The UW has purposefully let its freshman class grow over the past few years by admitting more students, but “now we come to a leveling-off period,” Philip Ballinger, associate vice provost for enrollment and undergraduate admissions, told the UW Regents during their monthly meeting Thursday.

Through the end of the decade, the admissions office expects to keep the number of admitted freshmen about the same because the campus can’t accommodate more students.

One of the largest demographic shifts is the drop in the number of white students; they are down by about 7 percent to 2,604 students, or about 39 percent of the class.

In an interview, Ballinger called that a “demographic reality.” It reflects a decline in the number of white students in Washington and nationwide, even as the number of Hispanic and Asian-American students is growing.

White students made up about 56 percent of all public-school students in Washington in the 2015-16 school year, down from 70 percent a decade ago, according to the state Office of Superintendent of Public Instruction. In the Seattle school district, they made up about 46.5 percent of student enrollment that year.

Ballinger said he wished the freshman class could perfectly reflect the population of high-school graduates statewide. “But even though we’re the University of Washington, a larger proportion of our students are coming from the I-5 corridor — and the I-5 corridor doesn’t look like the state of Washington,” he said.

Ballinger said the “admit rate” for white students — the rate at which students are admitted to the UW Seattle — has held relatively steady since 1998. In that year, about 66 percent of white students got an acceptance letter. This year it was 61.1 percent.

This fall’s freshman class will reflect a nearly 12 percent increase in Hispanic/Latino students. They’ll make up about 9 percent of all freshmen.

Affirmative action, the practice of admitting students with the aim of increasing the number of underrepresented minorities, does not play a role in Washington college admissions; it was outlawed by a state initiative, I-200, in 1998.

But the UW has attempted to diversify its college enrollment through an application process known as “holistic review,” which takes into account a student’s personal story, including obstacles and challenges he or she has faced.

Students admitted in 2016 had an average high-school GPA of 3.78, and they scored an average of 644 on the math portion of the SAT and 602 on the critical reading portion.
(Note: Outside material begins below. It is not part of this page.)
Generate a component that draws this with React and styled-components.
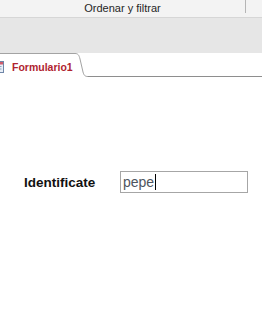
import React from 'react';
import styled, { createGlobalStyle } from 'styled-components';

const GlobalStyle = createGlobalStyle`
  html, body {
    margin: 0;
    padding: 0;
    background: #ffffff;
  }
  body {
    width: 262px;
    height: 332px;
    overflow: hidden;
    font-family: "Liberation Sans", Arial, sans-serif;
  }
`;

export default function App() {
  return (
    <Page>
      <GlobalStyle />
      <RibbonGroup>
        <GroupLabel>Ordenar y filtrar</GroupLabel>
        <GroupSeparator />
      </RibbonGroup>
      <Band />
      <TabStrip>
        <Tab>
          <FormIcon width="12" height="12" viewBox="0 0 12 12">
            <rect x="0.5" y="0.5" width="11" height="11" fill="#e8eef6" stroke="#6f86a8" />
            <rect x="1" y="1" width="10" height="2.5" fill="#d05a6a" />
            <rect x="2.5" y="5" width="7" height="1" fill="#8ea3c2" />
            <rect x="2.5" y="7.5" width="7" height="1" fill="#8ea3c2" />
          </FormIcon>
          <TabLabel>Formulario1</TabLabel>
        </Tab>
        <TabCurve width="16" height="24" viewBox="0 0 16 24">
          <path
            d="M0 0.5 H3 C6 0.5 7 2 8 6 L11 19 C12 22.5 13 23.5 16 23.5"
            fill="none"
            stroke="#a3a3a3"
          />
        </TabCurve>
        <TabFiller />
      </TabStrip>
      <FormBody>
        <FieldRow>
          <FieldLabel>Identificate</FieldLabel>
          <TextBox>
            pepe<Caret />
          </TextBox>
        </FieldRow>
      </FormBody>
    </Page>
  );
}

// ----- Styled
const Page = styled.div`
  display: flex;
  flex-direction: column;
  width: 262px;
  height: 332px;
  background: #ffffff;
`;

const RibbonGroup = styled.div`
  display: flex;
  align-items: flex-start;
  height: 17px;
  background: #f3f3f3;
  border-bottom: 1px solid #d6d6d6;
`;

const GroupLabel = styled.div`
  width: 245px;
  height: 17px;
  line-height: 17px;
  text-align: center;
  font-size: 11px;
  color: #262626;
  padding-left: 0;
  box-sizing: border-box;
`;

const GroupSeparator = styled.div`
  width: 1px;
  height: 13px;
  background: #b5b5b5;
`;

const Band = styled.div`
  height: 35px;
  background: #e6e6e6;
`;

const TabStrip = styled.div`
  display: flex;
  height: 24px;
  background: #ffffff;
  overflow: hidden;
`;

const Tab = styled.div`
  display: flex;
  align-items: center;
  gap: 8px;
  width: 72px;
  box-sizing: border-box;
  border-top: 1px solid #a3a3a3;
  padding-top: 3px;
`;

const FormIcon = styled.svg`
  flex: none;
  margin-left: -8px;
`;

const TabLabel = styled.span`
  font-size: 10.5px;
  font-weight: bold;
  color: #b0232f;
  white-space: nowrap;
`;

const TabCurve = styled.svg`
  flex: none;
  display: block;
`;

const TabFiller = styled.div`
  flex: 1;
  border-bottom: 1px solid #8e8e8e;
`;

const FormBody = styled.div`
  flex: 1;
  padding-top: 94px;
`;

const FieldRow = styled.div`
  display: flex;
  align-items: center;
  padding-left: 24px;
`;

const FieldLabel = styled.div`
  width: 96px;
  font-size: 13.5px;
  font-weight: bold;
  color: #111111;
`;

const TextBox = styled.div`
  display: flex;
  align-items: center;
  width: 128px;
  height: 22px;
  box-sizing: border-box;
  border: 1px solid #a6a6a6;
  padding-left: 2px;
  font-size: 14px;
  color: #4e5560;
`;

const Caret = styled.span`
  display: inline-block;
  width: 1px;
  height: 16px;
  margin-left: 1px;
  background: #000000;
`;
Ballinger said he expects those numbers to remain constant in the coming years.

Enrollment at the Seattle campus is expected to reach 46,000 students this fall and stay there until 2020, while enrollment at the university’s Bothell and Tacoma campuses is expected to grow.

During and after the recession, the number of resident students admitted to UW Seattle fell for two reasons: The population of high-school graduates dropped, and in 2011 the UW made a controversial decision to admit more out-of-state and international students because the higher tuition they paid helped subsidize in-state students.

This year, about 62.7 percent of Washington students who applied to be admitted as freshmen got an acceptance letter — down from 65.6 percent in 2015.

About 39 percent of out-of-state and international students were admitted, down from 48 percent in 2015.

This fall, 1,250 transfer students from Washington’s community colleges are also expected to enter the UW, bringing the overall percentage of undergraduates from Washington state to about 78 percent.

In 2014, the latest year for which data were available, the UW Seattle campus was listed as the 30th-largest campus in the country.

North and south of Seattle, admissions were also up at the UW’s two branch campuses in Tacoma and Bothell. Both the number of applications and the number of students who confirmed they plan to enroll this fall have gone up.

UW Bothell’s freshman class will include more Asian-American and African-American students. There was a slight uptick in international students and a slight decrease in white and Hispanic/Latino students.

UW Tacoma saw an increase in all student demographic groups, but especially white and Hispanic students.